Night Train to Munich already shares much with Hitchcock's The Lady Vanishes - three cast members, screenwriters Frank Launder and Sidney Gilliat, a plot revolving around international intrigue, and an extended sequence set aboard a train - so it's kind of surprising when Night Train's opening shot also mimicks that of The Lady Vanishes: a slow zoom on a miniature building. In this case, the building is The Berhof, Hitler's mountain retreat, and inside, the Fuhrer is yelling and screaming about Austria and the Sudetenland.
It's a great lead-in to a quick montage of Nazi movements throughout the late '30s, as they grab bits and pieces of Europe and expand the Reich. Meanwhile, in Prague, Dr. Bomasch (James Harcourt) must escape before the encroaching Nazis kidnap him and his new formula for armor plating. Bomasch makes it out, but his daughter Anna (Margaret Lockwood) winds up in a concentration camp. With the help of Czech dissident Karl Marsen (Paul Henreid), she escapes to England and finds her father. No sooner are they reunited than Marsen is revealed as a Gestapo spy, and he and his German cohorts spirit the Bomaschs back to Germany. From here on out, it is up to English agent Dickie Randall (Rex Harrison), who follows them to Berlin, posing as a high-ranking Nazi engineer. Randall devises an elaborate ruse to contact the Bomaschs and bring them back to England; when Marsen unveils Randall's true identity, the entire mission faces the greatest peril.
For a 95-minute film, that's a lot of plot. And I didn't even mention Charters and Caldicott, the cricket-obsessed travelers from The Lady Vanishes (and their own subsequent series of films), who show up here as sort of British deus ex machinae and play a major part in saving the day. It's all very swift, with clever dialogue by Launder and Gilliat, and economical direction by Reed. Ultimately, it just doesn't add up to much. The story is too predictable, and the characters are all stock figures, with the exception of Randall, to whom Rex Harrison lends a full measure of debonair wit. As comic relief, Charters and Caldicott are handicapped by not being allowed to be as dense and oblivious as they were in The Lady Vanishes. Their presence here feels like a narrative crutch that puts a drag on the momentum while serving as an easy "out" for the tight spot Randall finds himself in. Besides which, these two very English Englishmen never explain their presence behind enemy lines - and don't express much concern about the matter, either.

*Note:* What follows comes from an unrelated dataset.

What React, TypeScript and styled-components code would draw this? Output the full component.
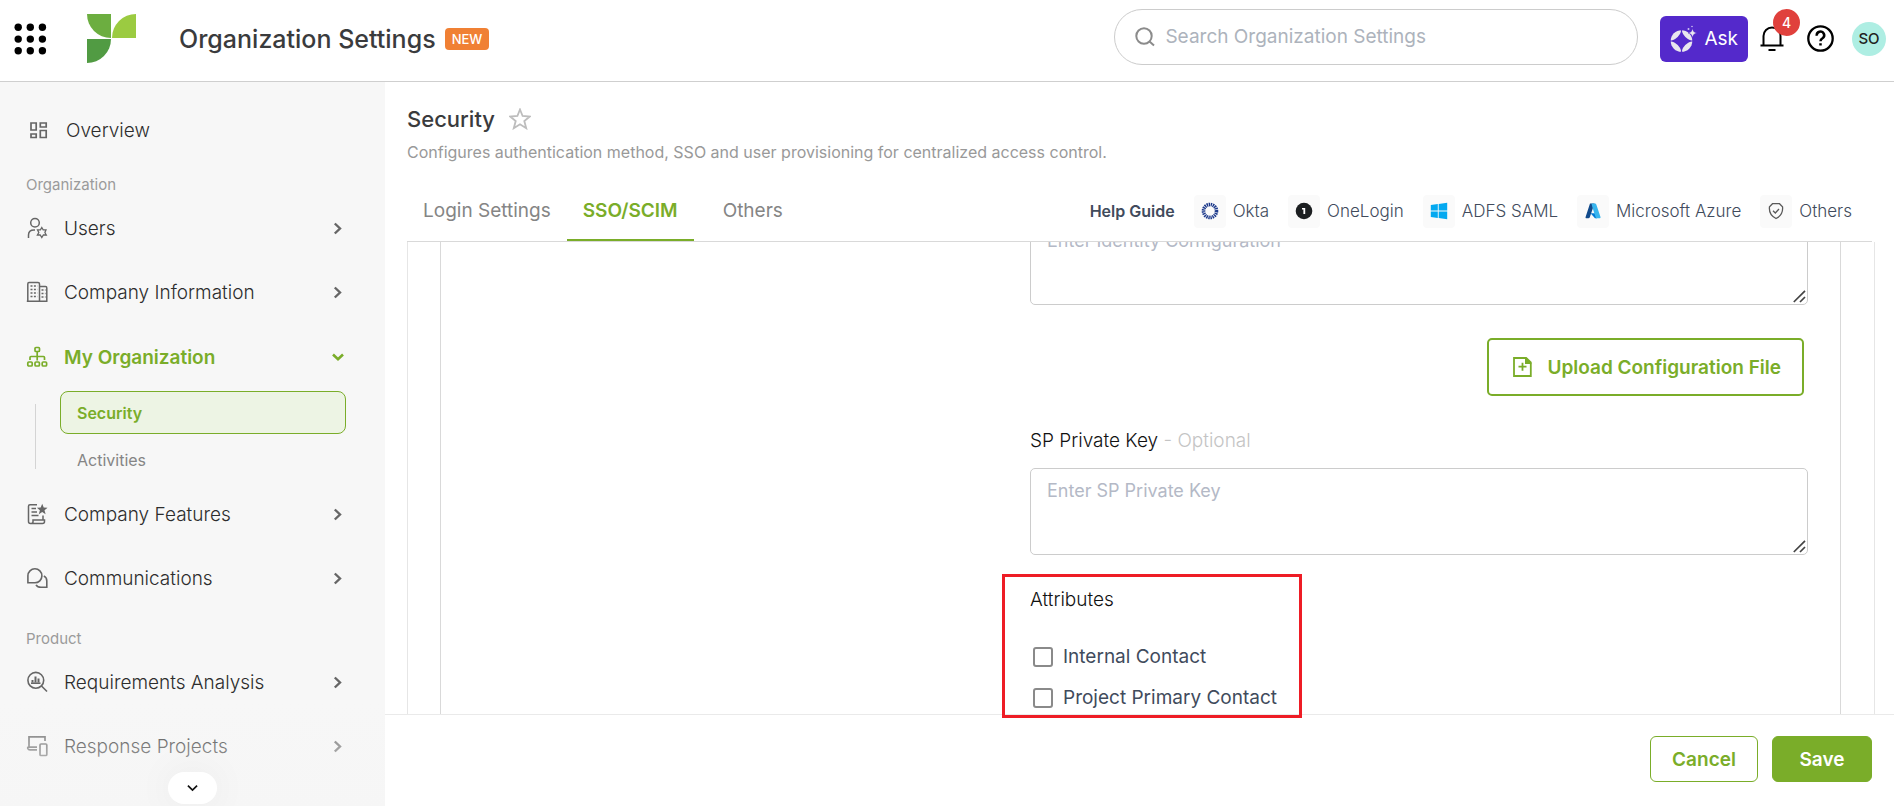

The film concludes with a well-staged action sequence involving gondola lifts that stretch between Germany and Switzerland; it looks like the precursor of a similarly-staged scene in On Her Majesty's Secret Service. Here, as in the film as a whole, Carol Reed can be seen growing into a master of atmosphere, ably commanding the look of the film from a design and photographic standpoint, all while serving the script and curtailing directorial flourishes.
Criterion delivers a very solid full-screen black and white image. The picture quality is remarkable, although this relatively little-seen film may have benefitted in the preservation department by not having been widely circulated. Contrast is excellent, with an appropriate level of sharpness bringing the shadowy compositions to life.
The mono track is likewise in excellent condition. There are a few instances where dialogue is muffled by an actor being just out of boom range. The quality of the soundtrack, however, is crystal clear and vibrant.
As the film is a somewhat marginal entry in The Criterion Collection, the label has only included a single bonus feature: a conversation between film historians Bruce Babington and Peter Evans, in which they discuss the film's production and its significance in the career of Carol Reed. It's an interesting if dry piece. Beyond that, the typically outstanding cover art by Eric Skillman is a major selling point.
Night Train to Munich features some excellent photography and several creative uses of miniature sets. On balance, the film is reasonably diverting if not particularly memorable. It's well worth renting, but not worth purchasing, particularly at Criterion prices. Rent it.